Family members of the editors often assumed integral roles at The Sword of the Lord. In 2009, the approximately fifty employees of the Sword of the Lord included editor Shelton Smith; his son, Marlon, executive vice president.

==Emphases==

===Soul-winning===
The Sword of the Lord emphasizes soul winning, the belief that Christians should actively seek to convert others to faith in Jesus Christ. It promotes fulfilling the Great Commission by publishing books and materials on the topic as well as sponsoring annual "School of the Prophets" seminars.

===King James Bible===
Consistent with the King James Only movement, the Sword of the Lord believes:

the Bible, the Scriptures of the Old Testament and the New Testament, preserved for us in the Masoretic Text (Old Testament), Textus Receptus (New Testament), and in the King James Bible, is verbally and plenarily inspired of God. It is the inspired, inerrant, infallible, and altogether authentic, accurate and authoritative Word of God, therefore the supreme and final authority in all things. (II Tim. 3:16-17; II Peter 1:21; Rev. 22:18-19)."

==Contents==
For many years The Sword of the Lord has published sermons of contemporary Independent Baptist preachers who are part of its circle. It also publishes sermons from a wider spectrum of evangelicals of past generations (not all of whom were Independent Baptist), including Hyman Appelman, Harry A. Ironside, Bob Jones, Sr., R. A. Torrey, Robert G. Lee, Dwight L. Moody, Billy Sunday, T. De Witt Talmage, and George Truett.

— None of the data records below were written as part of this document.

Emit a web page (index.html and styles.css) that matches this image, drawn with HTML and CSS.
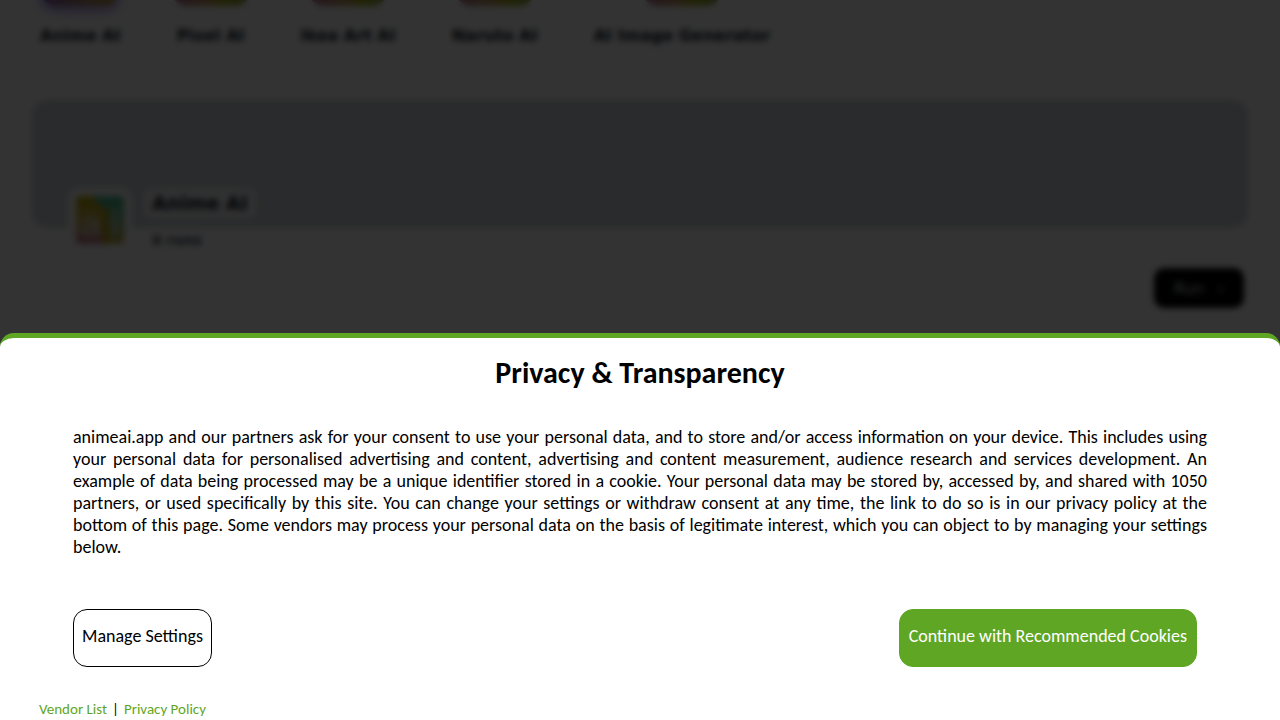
FILE: index.html
```
<!DOCTYPE html>
<html lang="en">
<head>
    <meta charset="UTF-8">
    <meta name="viewport" content="width=device-width, initial-scale=1.0">
    <title>Anime AI</title>
    <link rel="stylesheet" href="styles.css">
</head>
<body>
    <div class="page">
        <nav class="apps">
            <a class="app active" href="#anime"><span class="app-icon"></span>Anime AI</a>
            <a class="app" href="#pixel"><span class="app-icon"></span>Pixel AI</a>
            <a class="app" href="#ikea"><span class="app-icon"></span>Ikea Art AI</a>
            <a class="app" href="#naruto"><span class="app-icon"></span>Naruto AI</a>
            <a class="app" href="#generator"><span class="app-icon"></span>AI Image Generator</a>
        </nav>

        <main>
            <div class="banner"></div>
            <div class="profile">
                <div class="logo">
                    <svg viewBox="0 0 48 48" width="48" height="48" aria-hidden="true">
                        <defs>
                            <linearGradient id="left" x1="0" y1="0" x2="0" y2="1">
                                <stop offset="0" stop-color="#b8a800"/>
                                <stop offset="0.6" stop-color="#d0b060"/>
                                <stop offset="1" stop-color="#c07090"/>
                            </linearGradient>
                            <linearGradient id="right" x1="0" y1="0" x2="0" y2="1">
                                <stop offset="0" stop-color="#40b898"/>
                                <stop offset="0.5" stop-color="#80b888"/>
                                <stop offset="1" stop-color="#c0a840"/>
                            </linearGradient>
                        </defs>
                        <rect width="32" height="48" rx="4" fill="url(#left)"/>
                        <path d="M16 0h28a4 4 0 0 1 4 4v40a4 4 0 0 1-4 4H27V12z" fill="url(#right)"/>
                        <rect x="27" y="12" width="5" height="36" fill="#b8a000"/>
                        <text class="logo-letter" x="4" y="40">a</text>
                        <text class="logo-letter" x="34" y="40">i</text>
                    </svg>
                </div>
                <div class="profile-text">
                    <h1>Anime AI</h1>
                    <p>0 runs</p>
                </div>
            </div>
            <div class="actions">
                <button class="run" type="button">Run <span>›</span></button>
            </div>
        </main>
    </div>

    <!-- Dark layer between the page and the dialog -->
    <div class="backdrop"></div>

    <!-- Cookie consent -->
    <section class="consent" role="dialog" aria-labelledby="consent-title">
        <h2 id="consent-title">Privacy &amp; Transparency</h2>
        <p class="consent-text">animeai.app and our partners ask for your consent to use your personal data, and to store and/or access information on your device. This includes using your personal data for personalised advertising and content, advertising and content measurement, audience research and services development. An example of data being processed may be a unique identifier stored in a cookie. Your personal data may be stored by, accessed by, and shared with 1050 partners, or used specifically by this site. You can change your settings or withdraw consent at any time, the link to do so is in our privacy policy at the bottom of this page. Some vendors may process your personal data on the basis of legitimate interest, which you can object to by managing your settings below.</p>
        <div class="consent-buttons">
            <button class="manage" type="button">Manage Settings</button>
            <button class="accept" type="button">Continue with Recommended Cookies</button>
        </div>
        <footer class="consent-links">
            <a href="#vendors">Vendor List</a>
            <span>|</span>
            <a href="#privacy">Privacy Policy</a>
        </footer>
    </section>
</body>
</html>
```
FILE: styles.css
```
* {
    margin: 0;
    padding: 0;
    box-sizing: border-box;
}

body {
    min-height: 100vh;
    overflow: hidden;
    background-color: #fff;
    color: #000;
    font-family: "DejaVu Sans", sans-serif;
}

a {
    text-decoration: none;
}

/* Page */
.page {
    padding: 0 32px;
}

/* App list, scrolled partly out of view */
.apps {
    display: flex;
    gap: 56px;
    margin-top: -74px;
    padding: 0 8px;
}

.app {
    display: flex;
    flex-direction: column;
    align-items: center;
    gap: 20px;
    color: #111827;
    font-size: 16px;
    font-weight: bold;
    line-height: 20px;
}

.app-icon {
    width: 80px;
    height: 80px;
    margin: 0 -8px; /* icon may be wider than a short name */
    border-radius: 16px;
    background: linear-gradient(90deg, #b0709a, #c09860 45%, #a8b020 65%, #88a048);
}

.active .app-icon {
    background: linear-gradient(90deg, #8058b0, #b08868 60%, #c09840);
    box-shadow: 0 4px 8px 2px #b8a8f0;
}

.banner {
    height: 128px;
    margin-top: 54px;
    border-radius: 16px;
    background-color: #d1d5db;
}

.profile {
    display: flex;
    gap: 12px;
    margin-top: -40px;
    padding-left: 36px;
}

.logo {
    width: 64px;
    height: 64px;
    padding: 8px;
    border-radius: 12px;
    background-color: #fff;
}

.logo-letter {
    fill: #e0e0d0;
    font-size: 34px;
}

.profile-text h1 {
    padding: 0 8px;
    border-radius: 6px;
    background-color: #f3f4f6;
    color: #111827;
    font-size: 19px;
    line-height: 30px;
}

.profile-text p {
    margin-top: 12px;
    padding: 0 8px;
    color: #374151;
    font-size: 14px;
    font-weight: bold;
    line-height: 20px;
}

.actions {
    display: flex;
    justify-content: flex-end;
    padding: 16px 4px;
}

.run {
    height: 40px;
    padding: 0 20px;
    border: 0;
    border-radius: 10px;
    background-color: #000;
    color: #d1d5db;
    font-family: inherit;
    font-size: 16px;
}

.run span {
    margin-left: 8px;
}

.backdrop {
    position: fixed;
    inset: 0;
    background-color: rgba(0, 0, 0, 0.8);
    backdrop-filter: blur(3px);
}

/* Consent dialog */
.consent {
    position: fixed;
    right: 0;
    bottom: 0;
    left: 0;
    border-top: 5px solid #5fa624;
    border-radius: 14px 14px 0 0;
    background-color: #fff;
    font-family: Carlito, Calibri, Lato, sans-serif;
    font-size: 18px;
    line-height: 22px;
}

.consent h2 {
    padding-top: 17px;
    font-size: 30px;
    line-height: 36px;
    text-align: center;
}

.consent-text {
    padding: 35px 73px 0;
    text-align: justify;
}

.consent-buttons {
    display: flex;
    flex-wrap: wrap;
    justify-content: space-between;
    gap: 16px;
    padding: 51px 83px 0 73px;
}

.consent-buttons button {
    height: 58px;
    padding: 0 9px 4px;
    border: 1px solid #000;
    border-radius: 14px;
    background-color: #fff;
    color: #000;
    font: inherit;
    cursor: pointer;
}

.consent-buttons .manage {
    padding: 0 8px 4px;
}

.consent-buttons .accept {
    border-color: #5fa624;
    background-color: #5fa624;
    color: #fff;
}

.consent-links {
    display: flex;
    gap: 5px;
    padding: 31px 39px 0;
    font-size: 15px;
}

.consent-links a {
    color: #5fa624;
}
```
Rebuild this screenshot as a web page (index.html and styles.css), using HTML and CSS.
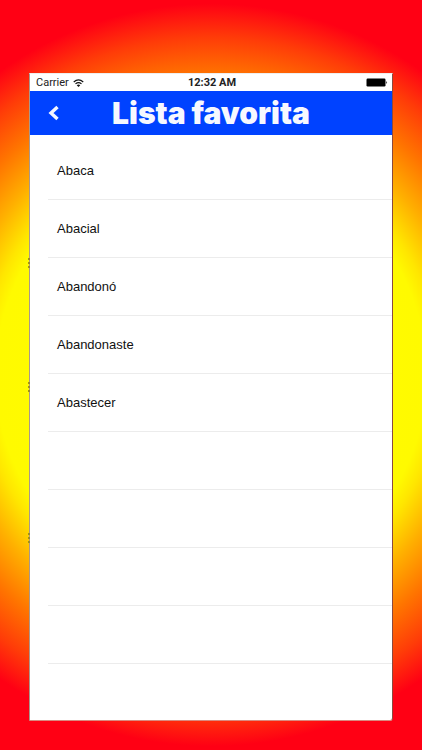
FILE: index.html
```html
<!DOCTYPE html>
<html lang="es">
<head>
  <meta charset="UTF-8">
  <meta name="viewport" content="width=device-width, initial-scale=1.0">
  <title>Lista favorita</title>
  <link rel="stylesheet" href="styles.css">
</head>
<body>

  <div class="screen">
    <div class="status">
      <div class="carrier">
        <span>Carrier</span>
        <svg class="wifi" width="11" height="8" viewBox="0 0 22 16" aria-hidden="true">
          <path d="M1.5 6 Q11 -2.5 20.5 6 M5 9.8 Q11 4.6 17 9.8" fill="none" stroke="#111" stroke-width="2.4"/>
          <path d="M7.5 12.4 Q11 9.8 14.5 12.4 L11 16 Z" fill="#111"/>
        </svg>
      </div>
      <div class="clock">12:32 AM</div>
      <svg class="battery" width="22" height="9" viewBox="0 0 22 9" aria-hidden="true">
        <rect x="0.5" y="0.5" width="19" height="8" rx="1.2" fill="#000"/>
        <path d="M20.3 3 Q22 4.5 20.3 6 Z" fill="#000"/>
      </svg>
    </div>

    <header class="header">
      <button class="back" type="button" aria-label="Volver">
        <svg width="12" height="16" viewBox="0 0 12 16" aria-hidden="true">
          <path d="M9.5 2 L3 8 L9.5 14" fill="none" stroke="#f4f6ff" stroke-width="3.4"/>
        </svg>
      </button>
      <h1 class="title">Lista favorita</h1>
    </header>

    <ul class="list">
      <li>Abaca</li>
      <li>Abacial</li>
      <li>Abandonó</li>
      <li>Abandonaste</li>
      <li>Abastecer</li>
      <li></li>
      <li></li>
      <li></li>
      <li></li>
    </ul>
  </div>

</body>
</html>
```
FILE: styles.css
```css
* {
  box-sizing: border-box;
}
body {
  margin: 0;
  min-height: 100vh;
  padding: 73px 29px 29px;
  display: flex;
  font-family: "Liberation Sans", Arial, sans-serif;
  background: radial-gradient(88% 50% at 50% 50%, #ffff00 0%, #fffa00 58%, #ffe600 62%, #ffb000 70%, #ff7400 80%, #ff3c08 90%, #ff0014 99%);
}
.screen {
  position: relative;
  flex: 1;
  background: #fff;
  border: 1px solid #a9978c;
  border-top-color: #eee;
  border-right-color: #8a4a40;
  border-bottom-color: #d98a80;
  border-radius: 0 0 3px 1px;
}
/* dotted marks on the left edge */
.screen::before {
  content: "";
  position: absolute;
  left: -2px;
  top: 184px;
  width: 2px;
  height: 286px;
  background:
    repeating-linear-gradient(#a08c20 0 2px, transparent 2px 4px) 0 0 / 2px 10px no-repeat,
    repeating-linear-gradient(#a08c20 0 2px, transparent 2px 4px) 0 124px / 2px 10px no-repeat,
    repeating-linear-gradient(#a08c20 0 2px, transparent 2px 4px) 0 275px / 2px 10px no-repeat;
}
.status {
  display: grid;
  grid-template-columns: 1fr auto 1fr;
  align-items: center;
  height: 17px;
  padding: 0 4px 0 6px;
  font-family: Roboto, Arial, sans-serif;
  font-size: 11px;
  color: #222;
}
.carrier {
  display: flex;
  align-items: center;
  gap: 4px;
}
.clock {
  font-weight: bold;
}
.battery {
  justify-self: end;
}
.header {
  display: grid;
  grid-template-columns: 48px 1fr 48px;
  align-items: center;
  height: 44px;
  background: #0042ff;
}
.back {
  display: flex;
  justify-content: center;
  padding: 8px;
  background: none;
  border: none;
  cursor: pointer;
}
.title {
  margin: 0;
  font-family: Inter, "Arial Black", sans-serif;
  font-size: 30px;
  font-weight: 900;
  line-height: 42px;
  text-align: center;
  white-space: nowrap;
  color: #f6f8ff;
}
.list {
  list-style: none;
  margin: 0;
  padding: 7px 0 0 18px;
}
.list li {
  height: 58px;
  padding-left: 9px;
  border-bottom: 1px solid #ececec;
  font-size: 13px;
  line-height: 57px;
  color: #111;
}
```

The Sword of the Lord is strongly anti-Calvinist and as such does not publish sermons by Calvinist preachers, although an exception has been made for the noted nineteenth-century Calvinist Charles Spurgeon. Nevertheless, Spurgeon's sermons have been edited to remove Calvinist-leaning passages.

The paper usually includes "Editor's Notes," a column by Smith commenting on his recent travels and upcoming events; "Noteworthy News," brief descriptions of events involving Christians or matters related to Christianity, with occasional editorial commentary; columns on church planting and bus ministries; and advertisements for independent fundamentalist Baptist churches and Bible colleges.